In het seizoen 2004/2005 speelde Torino in de Serie B. De club wist in de play-off te winnen van AC Perugia, waardoor het in seizoen 2005/06 weer in de Serie A zou spelen. Echter door financiële problemen werd de club weer teruggezet naar de Serie B. De club werd officieel opgeheven en maakte een doorstart onder haar huidige naam.
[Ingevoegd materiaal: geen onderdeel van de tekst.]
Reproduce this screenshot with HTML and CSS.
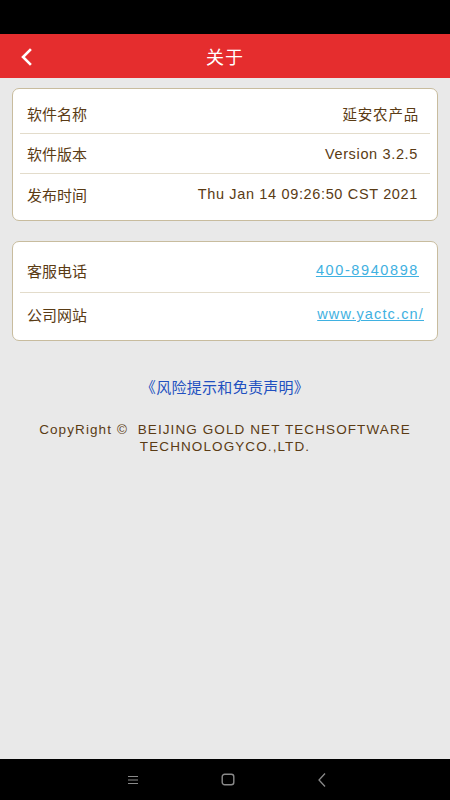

Sinds 1990 speelt de club haar thuiswedstrijden, samen met stadsgenoot Juventus in het Stadio delle Alpi. Dit stadion is nooit geliefd geweest bij de fans, daarom verhuist Torino vanaf 2006, naar een eigen stadion, het Stadio Grande Torino. Dit is het voormalig Stadio Comunale, waar de beide clubs voor de overgang naar Delle Alpi speelden. Op de laatste speeldag van seizoen 2008/09 sprong Bologna nog over de club waardoor Torino degradeerde. Op 20 mei 2012 promoveert Torino, na een afwezigheid van 3 jaar komt de club in het seizoen 2012/2013 weer uit in de Serie A. Nadat de club in het eerste seizoen het behoud kon afdwingen. Het volgende seizoen kwam de club sterker voor de dag en eindigde op een knappe zevende plaats. Ze kwamen één puntje tekort voor Europees voetbal, maar doordat Parma wegens belastingsschuld geen Europees voetbal mocht spelen kreeg Torino de Europese plaats in de derde voorronde van de Europa League. Hier maakte de club brandhout van het Zweedse IF Brommapojkarna.